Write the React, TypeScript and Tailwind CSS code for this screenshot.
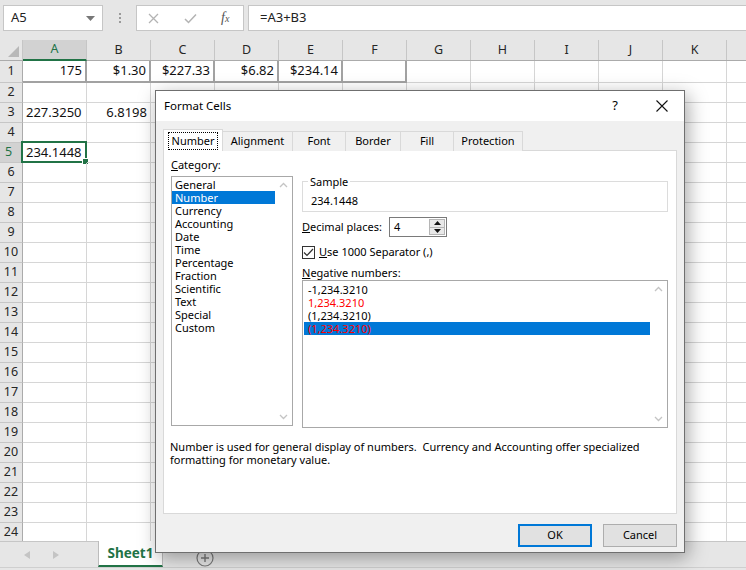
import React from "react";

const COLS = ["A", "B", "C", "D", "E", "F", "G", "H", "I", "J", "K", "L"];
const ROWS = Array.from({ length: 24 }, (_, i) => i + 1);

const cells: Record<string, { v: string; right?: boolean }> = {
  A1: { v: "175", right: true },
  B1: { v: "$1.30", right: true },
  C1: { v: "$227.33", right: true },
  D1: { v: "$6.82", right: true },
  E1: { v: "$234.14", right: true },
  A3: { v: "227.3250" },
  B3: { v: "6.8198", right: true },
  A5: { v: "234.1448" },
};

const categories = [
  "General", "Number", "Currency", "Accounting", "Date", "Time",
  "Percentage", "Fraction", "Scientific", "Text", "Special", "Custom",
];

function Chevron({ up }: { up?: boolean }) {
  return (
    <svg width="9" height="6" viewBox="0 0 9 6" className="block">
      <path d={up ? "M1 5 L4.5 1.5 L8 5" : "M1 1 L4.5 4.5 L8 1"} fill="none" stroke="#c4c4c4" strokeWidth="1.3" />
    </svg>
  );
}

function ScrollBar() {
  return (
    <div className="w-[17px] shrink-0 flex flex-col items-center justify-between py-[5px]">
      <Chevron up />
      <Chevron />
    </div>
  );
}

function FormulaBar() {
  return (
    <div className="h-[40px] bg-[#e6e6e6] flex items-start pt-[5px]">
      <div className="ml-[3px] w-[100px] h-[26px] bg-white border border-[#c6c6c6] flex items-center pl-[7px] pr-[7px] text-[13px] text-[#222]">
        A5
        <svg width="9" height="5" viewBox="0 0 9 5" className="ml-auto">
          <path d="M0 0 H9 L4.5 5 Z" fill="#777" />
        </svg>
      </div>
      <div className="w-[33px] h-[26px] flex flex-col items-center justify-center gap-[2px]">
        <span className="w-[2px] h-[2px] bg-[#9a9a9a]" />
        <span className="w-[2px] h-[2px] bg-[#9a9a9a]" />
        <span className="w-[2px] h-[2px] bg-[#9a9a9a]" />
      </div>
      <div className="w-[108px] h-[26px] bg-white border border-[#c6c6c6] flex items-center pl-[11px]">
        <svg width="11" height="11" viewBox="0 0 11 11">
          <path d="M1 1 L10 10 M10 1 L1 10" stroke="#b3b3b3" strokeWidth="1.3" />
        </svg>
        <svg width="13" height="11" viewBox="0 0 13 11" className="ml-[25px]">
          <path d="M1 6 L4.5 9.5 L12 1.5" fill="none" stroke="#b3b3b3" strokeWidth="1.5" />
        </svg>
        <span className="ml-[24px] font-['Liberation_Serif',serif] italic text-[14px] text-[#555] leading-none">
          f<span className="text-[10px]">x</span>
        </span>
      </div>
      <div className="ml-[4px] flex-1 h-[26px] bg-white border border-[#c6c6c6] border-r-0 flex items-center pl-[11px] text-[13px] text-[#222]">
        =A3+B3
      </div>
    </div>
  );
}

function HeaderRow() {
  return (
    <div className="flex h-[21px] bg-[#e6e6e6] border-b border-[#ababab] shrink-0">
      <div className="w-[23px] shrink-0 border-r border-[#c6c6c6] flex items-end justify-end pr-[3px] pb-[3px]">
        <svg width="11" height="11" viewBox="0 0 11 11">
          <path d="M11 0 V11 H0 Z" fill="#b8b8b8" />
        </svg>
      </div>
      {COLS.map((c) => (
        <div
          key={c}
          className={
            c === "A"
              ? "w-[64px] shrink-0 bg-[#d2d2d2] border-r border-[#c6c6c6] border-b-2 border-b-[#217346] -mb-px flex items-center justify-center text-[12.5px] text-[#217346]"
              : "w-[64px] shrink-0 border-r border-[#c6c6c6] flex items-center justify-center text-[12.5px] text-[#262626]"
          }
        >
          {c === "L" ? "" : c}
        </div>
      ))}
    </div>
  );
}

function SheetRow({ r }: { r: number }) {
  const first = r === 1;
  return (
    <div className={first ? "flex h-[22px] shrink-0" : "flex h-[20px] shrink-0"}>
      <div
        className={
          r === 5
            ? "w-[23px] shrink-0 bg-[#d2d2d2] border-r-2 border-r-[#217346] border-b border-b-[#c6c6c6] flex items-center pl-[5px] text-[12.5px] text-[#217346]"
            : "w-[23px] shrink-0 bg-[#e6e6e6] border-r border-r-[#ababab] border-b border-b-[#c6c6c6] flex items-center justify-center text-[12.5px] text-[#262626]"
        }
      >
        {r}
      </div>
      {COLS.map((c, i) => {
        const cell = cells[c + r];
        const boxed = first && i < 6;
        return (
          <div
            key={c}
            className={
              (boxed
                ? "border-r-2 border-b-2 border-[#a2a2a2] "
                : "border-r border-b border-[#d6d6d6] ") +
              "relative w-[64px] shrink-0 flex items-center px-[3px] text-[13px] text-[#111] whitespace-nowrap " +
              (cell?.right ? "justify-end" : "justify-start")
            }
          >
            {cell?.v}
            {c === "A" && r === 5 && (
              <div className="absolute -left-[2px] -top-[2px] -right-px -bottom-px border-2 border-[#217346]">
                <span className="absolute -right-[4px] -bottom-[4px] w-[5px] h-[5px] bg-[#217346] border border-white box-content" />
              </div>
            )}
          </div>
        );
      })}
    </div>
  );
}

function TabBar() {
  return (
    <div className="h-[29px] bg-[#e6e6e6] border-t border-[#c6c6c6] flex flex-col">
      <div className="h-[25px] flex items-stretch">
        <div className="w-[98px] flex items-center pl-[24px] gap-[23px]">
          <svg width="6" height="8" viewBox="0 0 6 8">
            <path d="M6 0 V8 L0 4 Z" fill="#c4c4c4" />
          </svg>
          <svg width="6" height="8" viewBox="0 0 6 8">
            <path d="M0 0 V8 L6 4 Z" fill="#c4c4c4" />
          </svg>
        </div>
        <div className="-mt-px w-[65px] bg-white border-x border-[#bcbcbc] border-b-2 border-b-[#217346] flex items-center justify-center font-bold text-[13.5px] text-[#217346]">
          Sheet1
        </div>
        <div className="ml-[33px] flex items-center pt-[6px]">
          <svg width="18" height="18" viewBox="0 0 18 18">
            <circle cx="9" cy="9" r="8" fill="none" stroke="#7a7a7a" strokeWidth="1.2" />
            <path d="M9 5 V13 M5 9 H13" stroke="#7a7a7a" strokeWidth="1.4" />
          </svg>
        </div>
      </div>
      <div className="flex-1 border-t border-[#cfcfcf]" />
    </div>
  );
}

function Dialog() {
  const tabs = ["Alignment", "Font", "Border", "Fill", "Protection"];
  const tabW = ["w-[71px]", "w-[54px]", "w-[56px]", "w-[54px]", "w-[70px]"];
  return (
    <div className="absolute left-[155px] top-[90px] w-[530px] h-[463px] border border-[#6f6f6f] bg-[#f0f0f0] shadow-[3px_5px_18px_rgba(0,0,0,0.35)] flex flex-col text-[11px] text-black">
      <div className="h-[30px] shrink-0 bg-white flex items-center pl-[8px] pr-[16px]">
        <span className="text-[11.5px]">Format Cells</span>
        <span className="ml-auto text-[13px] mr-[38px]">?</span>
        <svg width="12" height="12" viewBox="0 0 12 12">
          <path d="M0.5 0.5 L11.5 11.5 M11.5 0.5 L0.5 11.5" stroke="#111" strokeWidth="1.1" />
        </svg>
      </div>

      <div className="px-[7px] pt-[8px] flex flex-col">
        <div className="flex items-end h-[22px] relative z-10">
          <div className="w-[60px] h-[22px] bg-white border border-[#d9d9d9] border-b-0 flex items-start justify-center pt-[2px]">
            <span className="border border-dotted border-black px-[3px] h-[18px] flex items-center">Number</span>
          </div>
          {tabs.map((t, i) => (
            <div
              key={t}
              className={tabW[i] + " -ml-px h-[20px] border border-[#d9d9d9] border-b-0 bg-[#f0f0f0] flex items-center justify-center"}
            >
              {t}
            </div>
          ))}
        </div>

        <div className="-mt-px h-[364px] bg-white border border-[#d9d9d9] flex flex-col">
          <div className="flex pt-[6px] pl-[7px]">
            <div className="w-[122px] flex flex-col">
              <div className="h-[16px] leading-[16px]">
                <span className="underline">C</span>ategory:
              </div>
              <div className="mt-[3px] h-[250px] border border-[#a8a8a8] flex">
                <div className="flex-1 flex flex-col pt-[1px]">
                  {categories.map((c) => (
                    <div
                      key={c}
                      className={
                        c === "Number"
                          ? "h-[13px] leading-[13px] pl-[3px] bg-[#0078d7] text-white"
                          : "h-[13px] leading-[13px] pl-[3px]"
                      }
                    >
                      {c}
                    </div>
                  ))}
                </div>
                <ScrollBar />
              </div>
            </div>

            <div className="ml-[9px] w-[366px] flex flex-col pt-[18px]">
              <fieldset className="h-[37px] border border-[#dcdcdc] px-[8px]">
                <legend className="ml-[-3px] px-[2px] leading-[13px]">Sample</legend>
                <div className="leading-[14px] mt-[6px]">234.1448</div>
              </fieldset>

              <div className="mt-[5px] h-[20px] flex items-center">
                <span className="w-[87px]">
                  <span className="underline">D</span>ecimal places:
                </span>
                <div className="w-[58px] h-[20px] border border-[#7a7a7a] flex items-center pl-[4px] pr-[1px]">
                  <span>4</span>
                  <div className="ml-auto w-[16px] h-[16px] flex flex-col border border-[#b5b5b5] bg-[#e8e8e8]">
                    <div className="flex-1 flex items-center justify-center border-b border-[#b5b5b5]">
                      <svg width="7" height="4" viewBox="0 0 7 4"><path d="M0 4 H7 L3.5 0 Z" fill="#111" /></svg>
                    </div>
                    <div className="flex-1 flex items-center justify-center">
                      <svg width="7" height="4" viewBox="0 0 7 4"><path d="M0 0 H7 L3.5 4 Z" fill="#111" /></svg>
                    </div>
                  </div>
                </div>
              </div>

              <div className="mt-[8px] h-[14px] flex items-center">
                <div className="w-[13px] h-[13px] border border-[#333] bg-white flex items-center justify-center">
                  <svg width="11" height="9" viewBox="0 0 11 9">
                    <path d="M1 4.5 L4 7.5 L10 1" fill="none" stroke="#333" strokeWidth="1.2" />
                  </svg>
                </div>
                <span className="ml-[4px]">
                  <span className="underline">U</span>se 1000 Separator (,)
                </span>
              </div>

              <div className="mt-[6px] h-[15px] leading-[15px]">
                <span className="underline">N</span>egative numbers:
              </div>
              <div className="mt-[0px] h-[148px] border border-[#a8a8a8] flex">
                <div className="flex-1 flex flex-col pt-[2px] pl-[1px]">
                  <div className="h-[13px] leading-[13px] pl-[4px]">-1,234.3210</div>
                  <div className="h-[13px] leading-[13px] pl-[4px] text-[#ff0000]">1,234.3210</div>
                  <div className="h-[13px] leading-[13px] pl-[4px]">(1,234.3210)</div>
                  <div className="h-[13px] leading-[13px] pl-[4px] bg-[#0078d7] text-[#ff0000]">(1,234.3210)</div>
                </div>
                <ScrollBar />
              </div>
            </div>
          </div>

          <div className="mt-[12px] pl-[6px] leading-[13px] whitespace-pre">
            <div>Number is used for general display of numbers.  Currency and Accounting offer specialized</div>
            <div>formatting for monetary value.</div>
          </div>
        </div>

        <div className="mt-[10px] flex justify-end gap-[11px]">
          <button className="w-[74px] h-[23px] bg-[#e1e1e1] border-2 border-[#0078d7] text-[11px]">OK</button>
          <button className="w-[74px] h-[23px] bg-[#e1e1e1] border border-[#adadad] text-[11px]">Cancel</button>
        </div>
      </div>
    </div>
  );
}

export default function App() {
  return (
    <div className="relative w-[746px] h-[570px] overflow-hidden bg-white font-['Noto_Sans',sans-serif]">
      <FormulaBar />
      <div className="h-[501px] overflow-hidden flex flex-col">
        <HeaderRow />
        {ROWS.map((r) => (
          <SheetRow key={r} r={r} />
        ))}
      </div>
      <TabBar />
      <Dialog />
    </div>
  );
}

§ **INSTRUCTIONS FOR THE TASK**
Pull out each line containing the word "React" and copy it.

§ **SOLUTION TO THE EXERCISE**
Write the React, TypeScript and Tailwind CSS code for this screenshot.
import React from "react";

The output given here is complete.